For the past few weeks I’ve been waking up in the middle of the night. I’m usually awake for an hour or two, but I usually fall back asleep until I need to wake up for the day around 5 or 5:30. This pattern has been starting to frustrate me, as it sometimes makes me tired in the afternoon. And, as anyone knows who works in a cubicle at an office job, sleepy afternoons = sugar cravings & trips to the vending machine.
I ran across this post on MarksDailyApple.com this morning, though, that made me look at this sleep cycle in a different way. Evidently, it was common for our ancestors to wake up in the middle of the night. This hour of wakefulness was used for meditation and contemplation. I love this quote from the article:
Robert Louis Stevenson liked the idea, too. Sleep historian (awesome-sounding job!) Roger Ekirch writes of Stevenson who, in the fall of 1878, while trekking through the French highlands on foot, alone, made a remarkable discovery. As anyone who backpacks or spends time outdoors will corroborate, Stevenson found himself drifting off to sleep shortly after sunset. He awoke around midnight, smoked a cigarette, and, only after “enjoying an hour’s contemplation,” fell back asleep. That hour, that “one stirring hour” moved him; Stevenson had never before experienced a “more perfect hour.” He had awoken not because of an interloper, a night terror, or any other external actor, but because of what he later described as a “wakeful influence [that] goes abroad over the sleeping hemisphere” and is unknown to “those who dwell in houses.”

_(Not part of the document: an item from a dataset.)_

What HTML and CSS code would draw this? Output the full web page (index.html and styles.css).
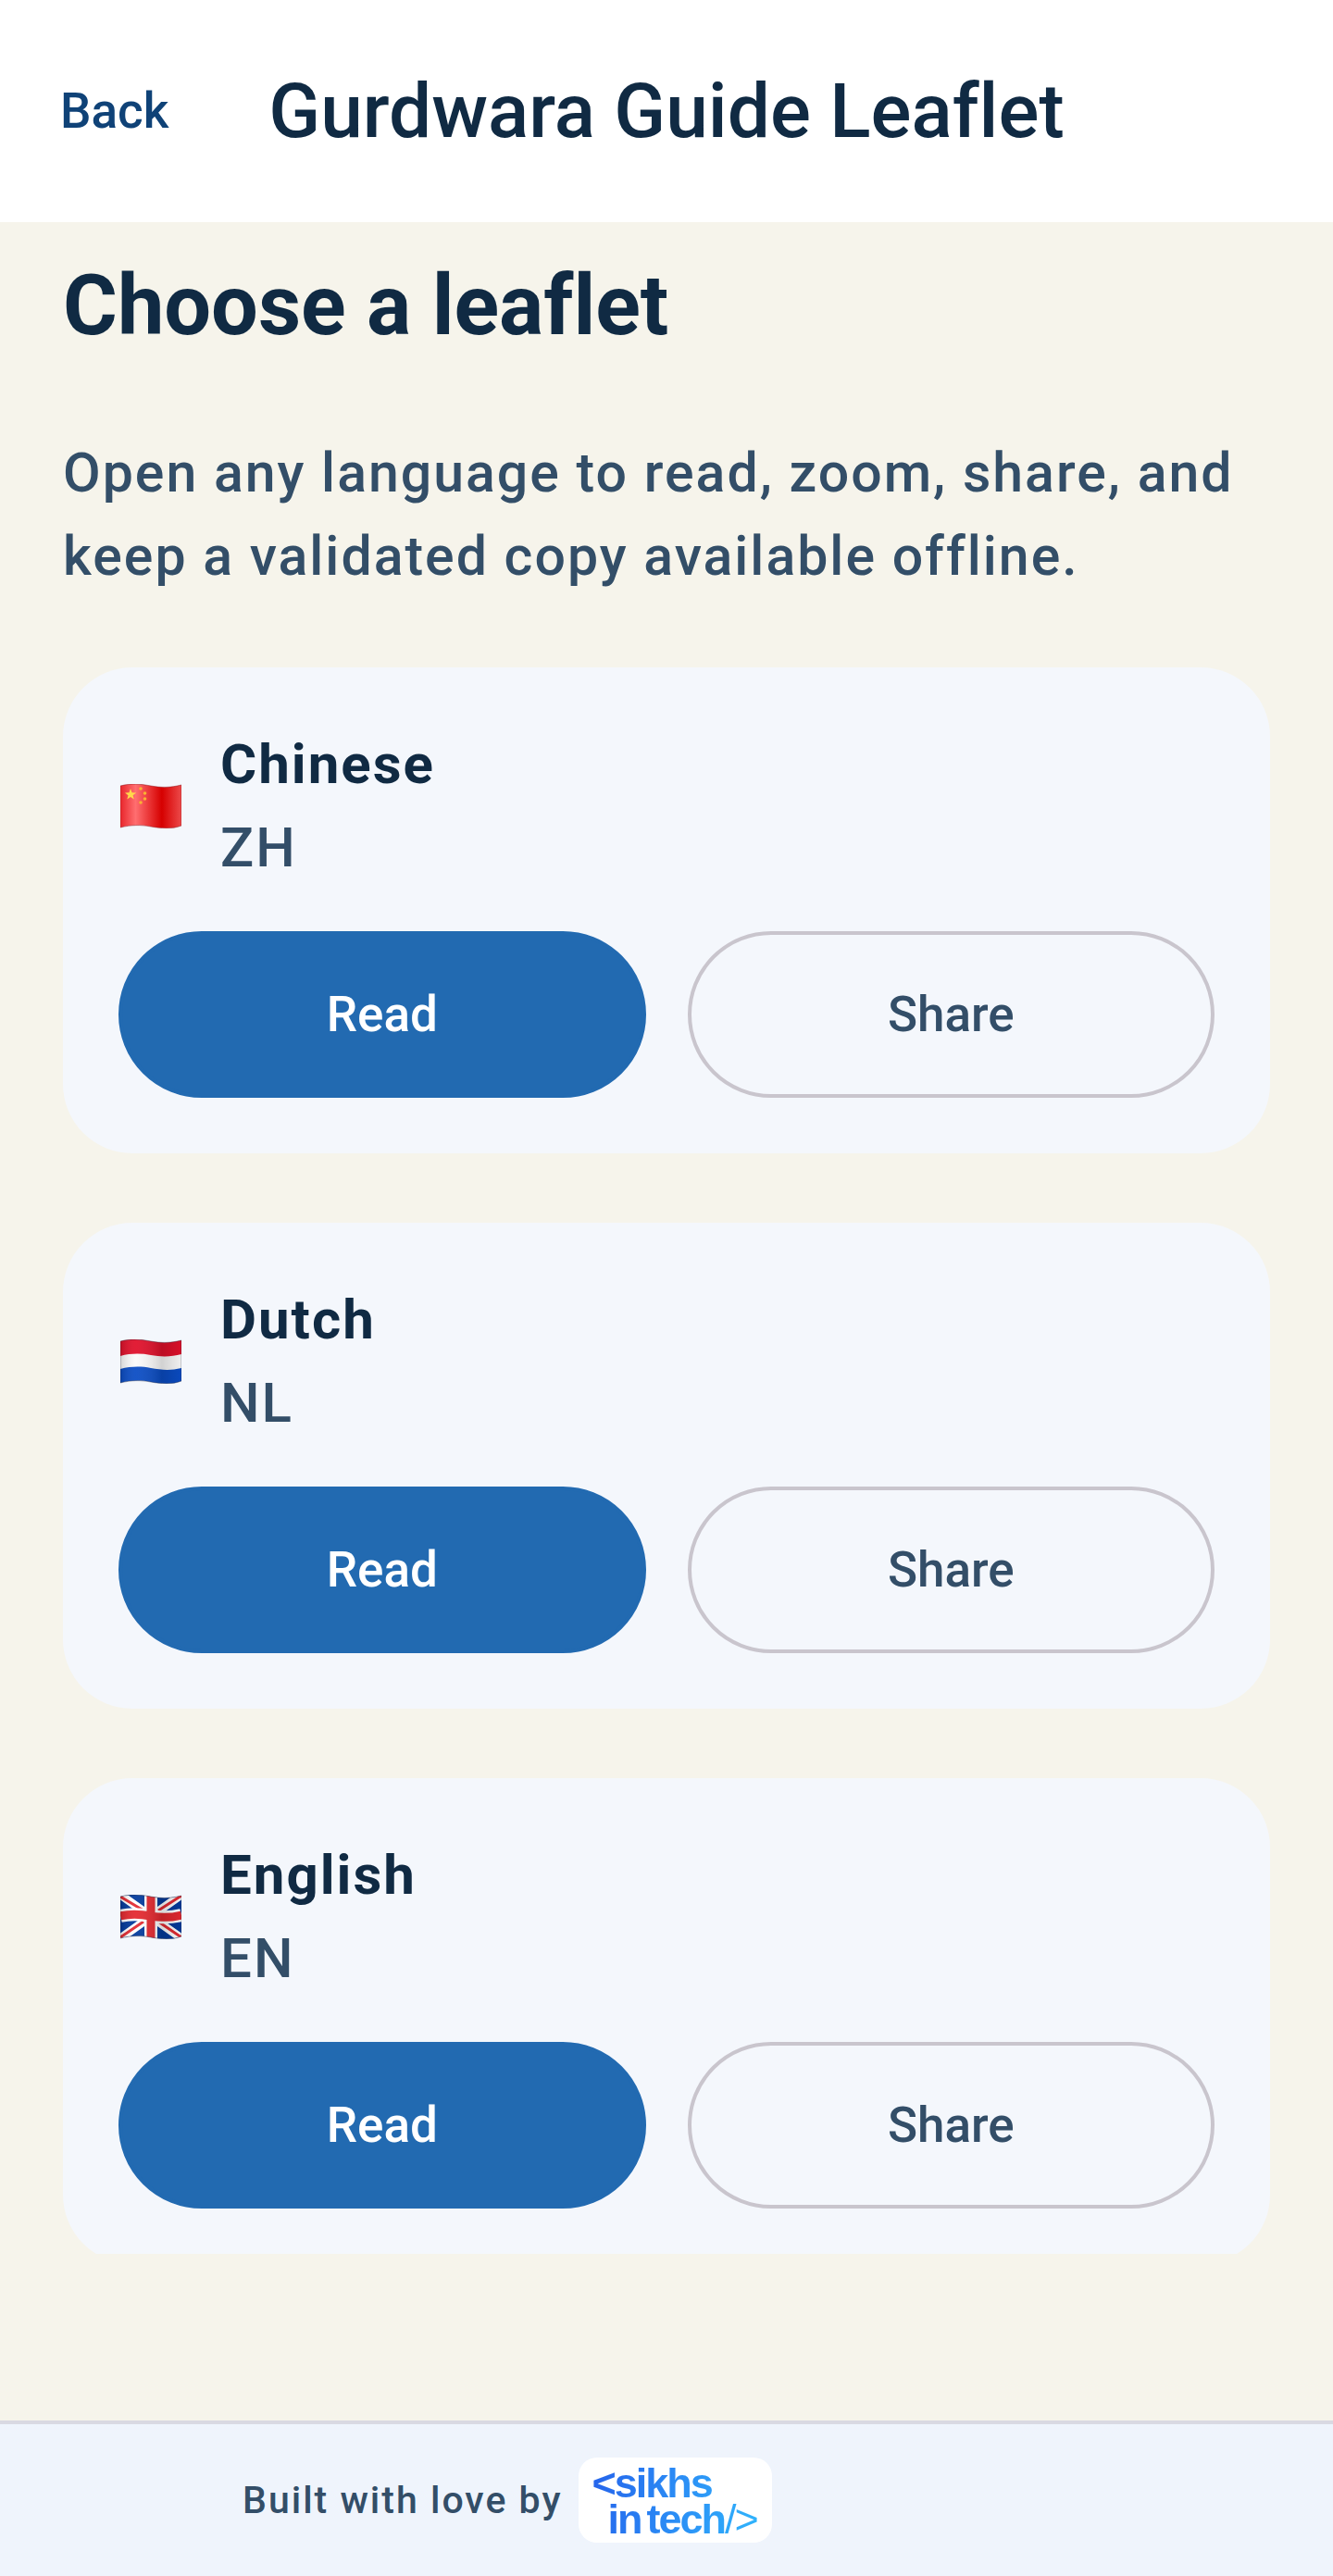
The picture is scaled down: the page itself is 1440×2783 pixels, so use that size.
FILE: index.html
```html
<!DOCTYPE html>
<html lang="en">
<head>
<meta charset="utf-8">
<meta name="viewport" content="width=device-width, initial-scale=1">
<title>Gurdwara Guide Leaflet</title>
<link rel="stylesheet" href="styles.css">
</head>
<body>
<header class="topbar">
  <a class="back" href="#">Back</a>
  <h1 class="topbar-title">Gurdwara Guide Leaflet</h1>
</header>

<main class="content">
  <h2 class="heading">Choose a leaflet</h2>
  <p class="intro">Open any language to read, zoom, share, and keep a validated copy available offline.</p>

  <article class="card">
    <div class="language">
      <svg class="flag" viewBox="0 0 66 48" role="img" aria-label="Flag of China">
        <defs>
          <clipPath id="wave"><path d="M0 2C12-1 22 0 33 2S54 4 66 1V45C56 49 44 48 33 46S12 44 0 47Z"/></clipPath>
          <linearGradient id="red"><stop offset="0" stop-color="#e8262b"/><stop offset=".25" stop-color="#ff6e70"/><stop offset=".68" stop-color="#d60000"/><stop offset="1" stop-color="#ec4a4a"/></linearGradient>
          <linearGradient id="shade"><stop offset="0" stop-color="#000" stop-opacity=".15"/><stop offset=".25" stop-color="#fff" stop-opacity=".06"/><stop offset=".68" stop-color="#000" stop-opacity=".16"/><stop offset="1" stop-color="#000" stop-opacity=".04"/></linearGradient>
        </defs>
        <g clip-path="url(#wave)">
          <rect width="66" height="48" fill="url(#red)"/>
          <path fill="#ffd94a" d="M11 5l1.600 4.200 4.500.2-3.500 2.800 1.200 4.300-3.800-2.400-3.700 2.400 1.200-4.300L5 9.400l4.500-.2z"/>
          <g fill="#f9b233"><circle cx="22" cy="5" r="1.800"/><circle cx="26.500" cy="10" r="1.800"/><circle cx="26.500" cy="16" r="1.800"/><circle cx="22" cy="20" r="1.800"/></g>
        </g>
        <path d="M0 2C12-1 22 0 33 2S54 4 66 1V45C56 49 44 48 33 46S12 44 0 47Z" fill="none" stroke="#8d1c24" stroke-opacity=".5"/>
      </svg>
      <div>
        <h3 class="name">Chinese</h3>
        <p class="code">ZH</p>
      </div>
    </div>
    <div class="actions">
      <button class="button primary" type="button">Read</button>
      <button class="button outline" type="button">Share</button>
    </div>
  </article>

  <article class="card">
    <div class="language">
      <svg class="flag" viewBox="0 0 66 48" role="img" aria-label="Flag of the Netherlands">
        <g clip-path="url(#wave)">
          <rect width="66" height="48" fill="#fafafa"/>
          <path fill="#e0102a" d="M0 0H66V16C55 19 44 19 33 17S11 15 0 18Z"/>
          <path fill="#0a4cc4" d="M0 32C12 29 22 29 33 31S54 34 66 31V48H0Z"/>
          <rect width="66" height="48" fill="url(#shade)"/>
        </g>
        <path d="M0 2C12-1 22 0 33 2S54 4 66 1V45C56 49 44 48 33 46S12 44 0 47Z" fill="none" stroke="#20263a" stroke-opacity=".4"/>
      </svg>
      <div>
        <h3 class="name">Dutch</h3>
        <p class="code">NL</p>
      </div>
    </div>
    <div class="actions">
      <button class="button primary" type="button">Read</button>
      <button class="button outline" type="button">Share</button>
    </div>
  </article>

  <article class="card">
    <div class="language">
      <svg class="flag" viewBox="0 0 66 48" role="img" aria-label="Flag of the United Kingdom">
        <g clip-path="url(#wave)">
          <rect width="66" height="48" fill="#023a9c"/>
          <path d="M0 0L66 47M66 0L0 47" stroke="#fff" stroke-width="9"/>
          <path d="M0 2L25 17M41 29L66 46M66 1L41 17M25 29L0 46" stroke="#e32b32" stroke-width="3"/>
          <path d="M33 0V48M0 23C12 20 22 21 33 23S54 25 66 22" fill="none" stroke="#fff" stroke-width="14"/>
          <path d="M33 0V48M0 23C12 20 22 21 33 23S54 25 66 22" fill="none" stroke="#e4282f" stroke-width="9"/>
          <rect width="66" height="48" fill="url(#shade)"/>
        </g>
        <path d="M0 2C12-1 22 0 33 2S54 4 66 1V45C56 49 44 48 33 46S12 44 0 47Z" fill="none" stroke="#20263a" stroke-opacity=".4"/>
      </svg>
      <div>
        <h3 class="name">English</h3>
        <p class="code">EN</p>
      </div>
    </div>
    <div class="actions">
      <button class="button primary" type="button">Read</button>
      <button class="button outline" type="button">Share</button>
    </div>
  </article>
</main>

<footer class="footer">
  <span class="credit">Built with love by</span>
  <a class="logo" href="#">
    <span class="logo-text">
      <span class="logo-line">&lt;sikhs</span>
      <span class="logo-line logo-second"><span>in</span><span>tech<span class="logo-thin">/&gt;</span></span></span>
    </span>
  </a>
</footer>
</body>
</html>
```
FILE: styles.css
```css
* {
  box-sizing: border-box;
}

body {
  display: flex;
  flex-direction: column;
  height: 100vh;
  margin: 0;
  background: #f6f4eb;
  color: #102a43;
  font-family: Roboto, "Liberation Sans", sans-serif;
  font-variant-ligatures: none;
}

h1, h2, h3, p {
  margin: 0;
}

.topbar {
  flex: none;
  display: grid;
  grid-template-columns: 1fr auto 1fr;
  align-items: center;
  min-height: 240px;
  padding: 0 65px;
  background: #fff;
}

.back {
  color: #0f4277;
  font-size: 53px;
  font-weight: 500;
  text-decoration: none;
}

.topbar-title {
  font-size: 82px;
  font-weight: 500;
}

.content {
  flex: 1;
  min-height: 0;
  display: flex;
  flex-direction: column;
  gap: 75px;
  margin-bottom: 180px;
  padding: 31px 68px 0;
  overflow-y: auto;
  scrollbar-width: none;
}

.heading {
  font-size: 90px;
  line-height: 120px;
  font-weight: 700;
}

.intro, .name, .code {
  font-size: 60px;
  line-height: 90px;
  letter-spacing: 2px;
}

.intro, .code {
  color: #334e68;
  font-weight: 500;
}

.intro {
  font-size: 59px;
}

.name {
  font-weight: 700;
}

.card {
  flex: none;
  display: flex;
  flex-direction: column;
  gap: 45px;
  padding: 60px;
  border-radius: 75px;
  background: #f4f7fc;
}

.language {
  display: flex;
  align-items: center;
  gap: 42px;
  padding-left: 2px;
}

.flag {
  flex: none;
  width: 66px;
  height: 48px;
}

.actions {
  display: grid;
  grid-template-columns: 1fr 1fr;
  gap: 45px;
}

.button {
  height: 180px;
  border: 4px solid #c9c5cd;
  border-radius: 90px;
  background: transparent;
  color: #334e68;
  font: 500 53px Roboto, "Liberation Sans", sans-serif;
}

.primary {
  border-color: #226ab1;
  background: #226ab1;
  color: #fff;
}

.footer {
  flex: none;
  display: flex;
  align-items: center;
  gap: 18px;
  padding: 36px 262px;
  border-top: 4px solid #d9d9e2;
  background: #eff4fc;
}

.credit {
  color: #334e68;
  font-size: 41px;
  font-weight: 500;
  letter-spacing: 2px;
  white-space: nowrap;
}

.logo {
  padding: 8px 16px 6px 14px;
  border-radius: 20px;
  background: #fff;
  text-decoration: none;
}

.logo-text {
  display: block;
  background: linear-gradient(100deg, #2563eb, #2b8cf5 50%, #30b4fc);
  background-clip: text;
  -webkit-background-clip: text;
  color: transparent;
  font: 700 45px/39px "Liberation Sans", Arial, sans-serif;
  letter-spacing: -2px;
}

.logo-line {
  display: block;
}

.logo-second {
  display: flex;
  gap: 6px;
  padding-left: 17px;
}

.logo-thin {
  font-weight: 400;
}
```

Read more: http://www.marksdailyapple.com/biphasic-sleep/#ixzz1vyifI7dM
The article goes on to say that like most things, perception affects your reality, or makes your new reality. If, instead of getting frustrated and worked up about the 2 or 3AM wakeups, you view it as an opportunity to relax in a different way, the interruption in your sleep can actually be a good thing.
I’m going to have to try this approach when I wake up tonight at 3AM again.